Disc one also includes an introductory set of trailers for other BV titles; thirty scene selections; English as the only available spoken language; Spanish subtitles; and English captions for the hearing impaired. The package is completed by a sixteen-page informational booklet and chapter guide.
Disc two contains a number of other bonuses, mainly singing the praises of the film and the filmmaker. The first item is a sixty-six-minute documentary, "Mr. Thornton Goes to Hollywood," divided into fourteen chapters, that uses interviews with family, friends, and former teachers to follow Thornton from his birth through his eventual creation of "Sling Blade." Billy Bob winds up seeming like a good and humble soul, ironically canonized by things like this overly reverential tribute.
After that is another documentary heralding Billy Bob's talents: "Bravo Profiles: Billy Bob Thornton," forty-three minutes long. That is followed by a roundtable discussion with Billy Bob Thornton, actors Dwight Yoakam and Mickey Jones, and producer David Bushell that goes on for twelve chapters and seventy-five minutes. Then, there a conversation with Billy Bob Thornton and Robert Duvall, eight minutes; a conversation with Duvall alone, seven minutes; and a conversation with Thornton and composer Daniel Lanois, twenty-two minutes. It's a lot of talking, and only parts of these conversations are any more enlightening than what was revealed in the documentaries. Next, Thornton recreates his Childers' character in a three-minute segment called "The Return of Karl." Following this, "On The Set" takes us behind-the-scenes with "Billy Bob at Work," four minutes; "Doyle's Band: The Johnsons," two minutes; and "Doyle Gets Pummeled," two minutes. Then, there's "Doyle's Dead," a four-minute deleted scene, with an introduction by Thornton, that was supposed to have gone at the end of the closing credits but didn't seem appropriate after the film took on a more serious tone than Thornton had originally intended. Finally, there are three text reviews of "Sling Blade" by critics Richard Corliss, Stanley Kauffmann, and Anne Beatts.
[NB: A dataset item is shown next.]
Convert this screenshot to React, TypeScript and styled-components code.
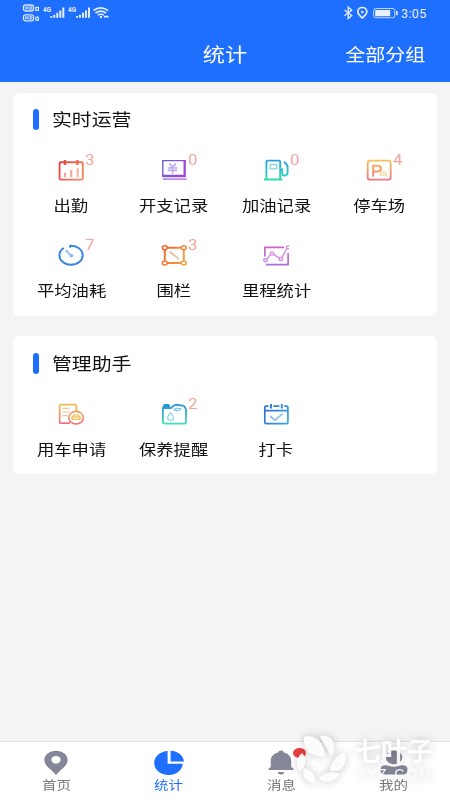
import React from 'react';
import styled, { createGlobalStyle } from 'styled-components';

const GlobalStyle = createGlobalStyle`
  * { box-sizing: border-box; }
  body { margin: 0; background: #f4f4f4; font-family: Roboto, 'Noto Sans CJK SC', sans-serif; }
  svg { display: block; overflow: visible; }
`;

const Screen = styled.div`
  position: relative;
  width: 450px;
  height: 800px;
  display: flex;
  flex-direction: column;
  background: #f4f4f4;
  overflow: hidden;
`;

const Top = styled.header`
  height: 82px;
  background: #1f6fff;
  color: #fff;
`;

const StatusBar = styled.div`
  height: 27px;
  display: flex;
  justify-content: space-between;
  padding: 0 23px 0 22px;
`;

const StatusRight = styled.div`
  display: flex;
`;

const Clock = styled.span`
  width: 26px;
  font-size: 12.5px;
  line-height: 27px;
  letter-spacing: 0.4px;
  color: #e4eeff;
`;

const TitleBar = styled.div`
  height: 54px;
  display: grid;
  grid-template-columns: 105px 240px 80px;
  justify-content: start;
  align-items: center;
  text-align: center;
`;

const Wide = styled.span<{ $size: number; $color?: string; $origin?: string }>`
  display: inline-block;
  white-space: nowrap;
  font-family: 'Noto Sans CJK SC', sans-serif;
  font-size: ${(p) => p.$size}px;
  line-height: 24px;
  color: ${(p) => p.$color ?? '#111'};
  transform: scaleX(1.169);
  transform-origin: ${(p) => p.$origin ?? 'center'};
`;

const Action = styled.div`
  display: flex;
  justify-content: center;
`;

const Main = styled.main`
  flex: 1;
  display: flex;
  flex-direction: column;
  gap: 20px;
  padding: 11px 13px 0;
`;

const Card = styled.section<{ $height: number; $head: number }>`
  height: ${(p) => p.$height}px;
  display: grid;
  grid-template-rows: ${(p) => p.$head}px 1fr;
  background: #fff;
  border-radius: 6px;
  padding: 0 7px;
`;

const CardHead = styled.div`
  padding-left: 13px;
  display: flex;
  align-items: center;
  gap: 13px;
`;

const Mark = styled.i`
  width: 6px;
  height: 21px;
  border-radius: 3px;
  background: #1f6fff;
`;

const Grid = styled.div<{ $top: number }>`
  display: grid;
  grid-template-columns: repeat(4, 102.5px);
  grid-auto-rows: 85px;
  padding-top: ${(p) => p.$top}px;
`;

const Cell = styled.div`
  display: flex;
  flex-direction: column;
  align-items: center;
  gap: 9px;
`;

const IconWrap = styled.div`
  position: relative;
  width: 30px;
  height: 28px;
`;

const Count = styled.span`
  position: absolute;
  left: 29px;
  top: -5px;
  font-family: Roboto, sans-serif;
  font-weight: 400;
  font-size: 14.6px;
  line-height: 19px;
  color: #f5a49d;
  transform: scaleX(1.15);
  transform-origin: left;
`;

const TabBar = styled.nav`
  height: 58px;
  display: grid;
  grid-template-columns: repeat(4, 112.5px);
  background: #fff;
  box-shadow: 0 -1px 1px #e3e3e3;
`;

const Tab = styled.div`
  display: flex;
  flex-direction: column;
  align-items: center;
  padding-top: 6px;
`;

const TabIcon = styled.div`
  position: relative;
  height: 25px;
`;

const Dot = styled.i`
  position: absolute;
  left: 27px;
  top: 0;
  width: 13px;
  height: 10px;
  border-radius: 50%;
  background: #ee3f40;
`;

const Watermark = styled.div`
  position: absolute;
  left: 296px;
  top: 733px;
  width: 142px;
  height: 52px;
  display: flex;
  gap: 3px;
  color: rgba(255, 255, 255, 0.92);
  filter: drop-shadow(0 0 4px rgba(0, 0, 0, 0.24));
`;

const Brand = styled.div`
  display: flex;
  flex-direction: column;
  padding: 2px 0 0 5px;
  white-space: nowrap;
`;

const BrandName = styled.span`
  font: 700 26px/30px 'Noto Sans CJK SC', sans-serif;
`;

const BrandSite = styled.span`
  padding-left: 2px;
  font: 400 14px/18px 'Liberation Sans', sans-serif;
  letter-spacing: 1.9px;
`;

function Gradient({ id, from, to, flat }: { id: string; from: string; to: string; flat?: boolean }) {
  return (
    <linearGradient id={id} gradientUnits="userSpaceOnUse" x1="3" y1="4" x2={flat ? 27 : 3} y2={flat ? 20 : 24}>
      <stop stopColor={from} />
      <stop offset="1" stopColor={to} />
    </linearGradient>
  );
}

const Car = () => <path d="M1.3 2.4 2.1.7h4l.8 1.7M.6 2.5h7v2.3h-7zM1.4 5v.8M6.8 5v.8" />;

const art: Record<string, React.ReactNode> = {
  attendance: (
    <g stroke="url(#ga)">
      <Gradient id="ga" from="#e33f3d" to="#f58a62" flat />
      <rect x="3.6" y="6.3" width="23.2" height="17.3" rx="1" strokeWidth="1.9" />
      <path d="M9 4v5M21.4 4v5" strokeWidth="2.4" />
      <path d="M9 21.3v-4.6M15.2 21.3V14M21.7 21.3v-9" strokeWidth="2.2" opacity=".58" />
    </g>
  ),
  expense: (
    <g stroke="url(#ge)">
      <Gradient id="ge" from="#5f63dc" to="#a944d8" flat />
      <path d="M3.8 20V4.6H26" strokeWidth="1.4" />
      <path d="M25.7 4v16H3.2" strokeWidth="2.3" />
      <path d="M3.8 23.1h23.8" strokeWidth="1.7" opacity=".65" />
      <path d="m10.2 7.4 3.4 4 3.4-4M8.8 12h9.6M8.8 14.4h9.6M13.6 11.4v6" strokeWidth="1.7" opacity=".5" />
    </g>
  ),
  fuel: (
    <g stroke="url(#gf)">
      <Gradient id="gf" from="#2a9fe0" to="#31dfad" />
      <path d="M5.4 23V5.8q0-1.2 1.2-1.2h11.2q1.4 0 1.4 1.2V23M3 23.5h18.5" strokeWidth="1.9" />
      <rect x="9.2" y="8.5" width="6.5" height="4.3" strokeWidth="1.3" opacity=".6" />
      <path d="M19.5 13.5h1.7v4q0 2 2 2 3.4 0 3.4-3V11q0-2.4-3.6-5.3" strokeWidth="1.9" />
    </g>
  ),
  parking: (
    <g stroke="url(#gp)">
      <Gradient id="gp" from="#f4c45a" to="#f17783" />
      <rect x="3.7" y="4.7" width="23" height="19" rx="2.5" strokeWidth="1.8" />
      <path d="M9.2 20.6V9.8h4.3q3.5 0 3.5 2.8t-3.5 2.9H9.2" strokeWidth="2" />
      <g transform="translate(15.6 15) scale(.9)" strokeWidth="1" opacity=".7"><Car /></g>
    </g>
  ),
  gauge: (
    <g stroke="#3183e5">
      <path d="M14.2 6.8V4.8C21 4.3 26.7 8.5 26.7 14.2c0 5.3-5.2 9.6-11.7 9.6S3.4 19.5 3.4 14.2C3.4 11.2 4.8 8.7 7.9 7" strokeWidth="1.9" />
      <path d="m9.8 9.3 4.6 4.6" strokeWidth="2" opacity=".5" />
      <ellipse cx="15.5" cy="14.7" rx="2" ry="1.7" fill="#91bbf0" stroke="none" />
    </g>
  ),
  fence: (
    <g stroke="url(#gn)">
      <Gradient id="gn" from="#ed6029" to="#f3a044" flat />
      <path d="M8.3 6.7h14M8.3 22h14M5.8 9v10.7M24.8 9v10.7" strokeWidth="1.9" />
      {[[5.8, 6.7], [24.8, 6.7], [5.8, 22], [24.8, 22]].map(([x, y]) => (
        <ellipse key={`${x}-${y}`} cx={x} cy={y} rx="2.4" ry="2" strokeWidth="1.6" />
      ))}
      <path d="m10.5 10.7 9.3 7.2" strokeWidth="1.6" opacity=".6" />
    </g>
  ),
  mileage: (
    <g stroke="url(#gm)">
      <Gradient id="gm" from="#d765c9" to="#b46be0" />
      <path d="M3.9 15.5V6.4H23M27.1 12v11.7H5" strokeWidth="1.7" />
      <g strokeWidth="1.4" opacity=".75">
        <path d="m5.8 17.8 3.8-4.2M12.5 13.3l6 3.8M21 16.3l4.5-8" />
        <ellipse cx="4.5" cy="19.2" rx="1.8" ry="1.5" />
        <ellipse cx="11" cy="12.4" rx="1.8" ry="1.5" />
        <ellipse cx="19.9" cy="18" rx="1.8" ry="1.5" />
        <path d="M28 5.2q-2.7-.6-2.7 1.2 0 1.9 2.7 1.2" />
      </g>
    </g>
  ),
  apply: (
    <g stroke="url(#gy)">
      <Gradient id="gy" from="#f2c052" to="#f06f7c" />
      <path d="M20.4 11V5.6q0-1-1-1H4.7q-1 0-1 1v16.6q0 1 1 1H14" strokeWidth="1.7" />
      <path d="M6.3 8.4h7.5M6.3 12h8M6.3 15.6h5" strokeWidth="1.2" opacity=".65" />
      <ellipse cx="20.1" cy="17.7" rx="7.3" ry="6.3" strokeWidth="1.6" />
      <g transform="translate(15.4 14.3) scale(1.15 1)" strokeWidth="1.2"><Car /></g>
    </g>
  ),
  can: (
    <g stroke="url(#gc)">
      <Gradient id="gc" from="#2492dc" to="#43dfbc" />
      <path d="M4.5 7.8V5.5q0-1 1-1h4q1 0 1 1v1.8z" fill="#2196d9" strokeWidth="1" />
      <path d="M3.9 8h8l3.2-2.6q1-.6 3.4-.4l5.2.6q1.2.2 2 1.3l1.3 2.4v12.4q0 2-2 2H5.9q-2 0-2-2z" strokeWidth="1.8" />
      <path d="M14.8 9.7q2.5-2 4-1.5l3 .7-1 1.3q-3.3.8-6-.5zM11.5 13q-3 3.4-3 5t3 2.2 3-2.2-3-5z" strokeWidth="1.3" opacity=".6" />
    </g>
  ),
  check: (
    <g stroke="url(#gk)">
      <Gradient id="gk" from="#3568cf" to="#36a4e9" flat />
      <path d="M7.5 6.2H5q-1.2 0-1.2 1.2v15.1q0 1.2 1.2 1.2h20.6q1.3 0 1.3-1.2V7.4q0-1.2-1.3-1.2h-2.4M12.4 6.2h6M3.8 10.7H27" strokeWidth="1.7" />
      <path d="M10 4v4.5M20.8 4v4.5" strokeWidth="1.9" />
      <path d="m9.2 16.2 4.8 4 7.7-6.5" strokeWidth="1.6" opacity=".58" />
    </g>
  ),
};

type Entry = { icon: string; label: string; count?: number };

const operations: Entry[] = [
  { icon: 'attendance', label: '出勤', count: 3 },
  { icon: 'expense', label: '开支记录', count: 0 },
  { icon: 'fuel', label: '加油记录', count: 0 },
  { icon: 'parking', label: '停车场', count: 4 },
  { icon: 'gauge', label: '平均油耗', count: 7 },
  { icon: 'fence', label: '围栏', count: 3 },
  { icon: 'mileage', label: '里程统计' },
];

const helpers: Entry[] = [
  { icon: 'apply', label: '用车申请' },
  { icon: 'can', label: '保养提醒', count: 2 },
  { icon: 'check', label: '打卡' },
];

type PanelProps = { title: string; items: Entry[]; height: number; head: number; top: number };

function Panel({ title, items, height, head, top }: PanelProps) {
  return (
    <Card $height={height} $head={head}>
      <CardHead>
        <Mark />
        <Wide $size={17} $origin="left">{title}</Wide>
      </CardHead>
      <Grid $top={top}>
        {items.map((item) => (
          <Cell key={item.label}>
            <IconWrap>
              <svg width="30" height="28" viewBox="0 0 30 28" fill="none">{art[item.icon]}</svg>
              {item.count !== undefined && <Count>{item.count}</Count>}
            </IconWrap>
            <Wide $size={14.8}>{item.label}</Wide>
          </Cell>
        ))}
      </Grid>
    </Card>
  );
}

const Bars = ({ x }: { x: number }) => (
  <path d={`M${x} 17.7v-1.6M${x + 3} 17.7v-3M${x + 6} 17.7v-5M${x + 9} 17.7v-7.3M${x + 12} 17.7V7.4`} stroke="#e4eeff" strokeWidth="2" />
);

const SignalIcons = () => (
  <svg width="90" height="27" viewBox="0 0 90 27" fill="none">
    {[5, 14.8].map((y) => (
      <g key={y} stroke="#d8e6ff">
        <rect x="1.5" y={y} width="10" height="6" rx="2" strokeWidth="1.3" />
        <path d={`M3.8 ${y + 1.3}v3.4M6 ${y + 1.3}v3.4M3.8 ${y + 3}H6M8 ${y + 1.5}v3q2 0 2-1.5t-2-1.5z`} strokeWidth="1" />
        <rect x="13.8" y={y + 2.4} width="2.6" height="3" strokeWidth="1.2" />
      </g>
    ))}
    <g fill="#e4eeff" fontFamily="Roboto" fontSize="6.4" fontWeight="700">
      <text x="21" y="12">4G</text>
      <text x="46" y="12">4G</text>
    </g>
    <Bars x={29.3} />
    <Bars x={55} />
    <g stroke="#e4eeff" strokeWidth="1.6">
      <path d="M71.5 10.5q7-5.2 14.5 0M73.5 13q5.3-3.7 10.5 0M75.8 15.2q3-2 6 0" />
      <path d="M78 17h2M82 16.7h4.5" strokeWidth="1.8" />
    </g>
  </svg>
);

const DeviceIcons = () => (
  <svg width="59" height="27" viewBox="342 0 59 27" fill="none" stroke="#e4eeff">
    <path d="m344.5 10 7.2 5.5-3.5 3V7.2l3.5 3-7.2 5.6" strokeWidth="1.3" />
    <path d="M362.3 18c-2.2-2.1-4.5-3.8-4.5-6.2 0-2.6 2-4.3 4.5-4.3s4.5 1.7 4.5 4.3c0 2.4-2.3 4.1-4.5 6.2z" strokeWidth="1.7" />
    <circle cx="362.3" cy="12" r="1.3" fill="#e4eeff" stroke="none" />
    <rect x="373.7" y="8.5" width="21" height="9.2" rx="1.8" strokeWidth="1" opacity=".8" />
    <path d="M375.2 10h15v6.2h-15z" fill="#e8f0ff" stroke="none" />
    <path d="M396.8 11v4.2" strokeWidth="1.7" />
  </svg>
);

const tabs = [
  {
    label: '首页',
    icon: <path fillRule="evenodd" d="M15 2.8c6.5 0 11.7 4 11.7 9.3 0 4.2-3.7 7.2-7.4 10.4L15 27l-4.3-4.5C7 19.3 3.3 16.3 3.3 12.1 3.3 6.8 8.5 2.8 15 2.8zm0 5.2c-2.6 0-4.6 1.7-4.6 3.8s2 3.8 4.6 3.8 4.6-1.7 4.6-3.8S17.6 8 15 8z" />,
  },
  {
    label: '统计',
    active: true,
    icon: <path d="M13.6 3v12.7h15.1C28.2 22.3 22.3 27 14.7 27 6.4 27 .2 21.8.2 15.1.2 8.5 6 3.4 13.6 3zm3-.2C24 3 29.4 7.5 30 13.5H16.6z" />,
  },
  {
    label: '消息',
    dot: true,
    icon: <path d="M15 2.5c1.6 0 2.6.8 2.8 2 4.6 1 7.4 4 7.4 8.3V19l2.2 1.5V22H2.6v-1.5L4.8 19v-6.2c0-4.3 2.8-7.3 7.4-8.3.2-1.2 1.2-2 2.8-2zM11.7 24h6.6c-.3 1.7-1.5 2.5-3.3 2.5s-3-.8-3.3-2.5z" />,
  },
  {
    label: '我的',
    icon: <path d="M15 2.5c4.8 0 8.1 2.8 8.1 6.8s-3.3 6.9-8.1 6.9-8.1-2.9-8.1-6.9 3.3-6.8 8.1-6.8zM6.5 17.3q2.2 0 4 .7 4.5 1.4 9 0 1.8-.7 4-.7 5 0 5 4.4v.6q0 4.3-5.2 4.3H6.7q-5.2 0-5.2-4.3v-.6q0-4.4 5-4.4z" />,
  },
];

export default function App() {
  return (
    <Screen>
      <GlobalStyle />
      <Top>
        <StatusBar>
          <SignalIcons />
          <StatusRight>
            <DeviceIcons />
            <Clock>3:05</Clock>
          </StatusRight>
        </StatusBar>
        <TitleBar>
          <span />
          <div><Wide $size={19} $color="#fff">统计</Wide></div>
          <Action><Wide $size={17.1} $color="#fff">全部分组</Wide></Action>
        </TitleBar>
      </Top>
      <Main>
        <Panel title="实时运营" items={operations} height={223} head={52} top={11} />
        <Panel title="管理助手" items={helpers} height={138} head={54} top={10} />
      </Main>
      <TabBar>
        {tabs.map((tab) => (
          <Tab key={tab.label}>
            <TabIcon>
              <svg width="30" height="30" viewBox="0 0 30 30" fill={tab.active ? '#1f6fff' : '#858798'}>{tab.icon}</svg>
              {tab.dot && <Dot />}
            </TabIcon>
            <Wide $size={12.4} $color={tab.active ? '#1f6fff' : '#777'}>{tab.label}</Wide>
          </Tab>
        ))}
      </TabBar>
      <Watermark>
        <svg width="51" height="52" viewBox="0 0 51 52" fill="currentColor">
          <path d="M8 4C17 1 28 7 29 23 16 25 7 18 8 4z" />
          <path d="M24 3c13-2 18 10 11 20-3-8-8-12-11-20z" />
          <path d="M48 19c5 12-3 21-14 19 1-9 6-15 14-19z" />
          <path d="M44 41c-6 9-17 10-21 4 7-6 13-8 21-4z" />
          <path d="M19 50C10 50 5 43 8 35c8 2 12 7 11 15z" />
          <path d="M6 20c5 5 4 14-2 18-5-6-4-13 2-18z" />
        </svg>
        <Brand>
          <BrandName>七叶子</BrandName>
          <BrandSite>7YZ.COM</BrandSite>
        </Brand>
      </Watermark>
    </Screen>
  );
}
There is no doubt "Sling Blade" is a moving, poignant, humorous, chilling, and melancholic motion picture, with a bravura turn from its writer/director/star. It accomplishes an awful lot that most movies don't even aspire to. Yet I'm not quite so sure it needed any more screen time to convey its simple story or advance its relatively basic themes. Nevertheless, the movie's ambling pace fits the demeanor of its main character, a man who is not used to getting anywhere fast. No harm done.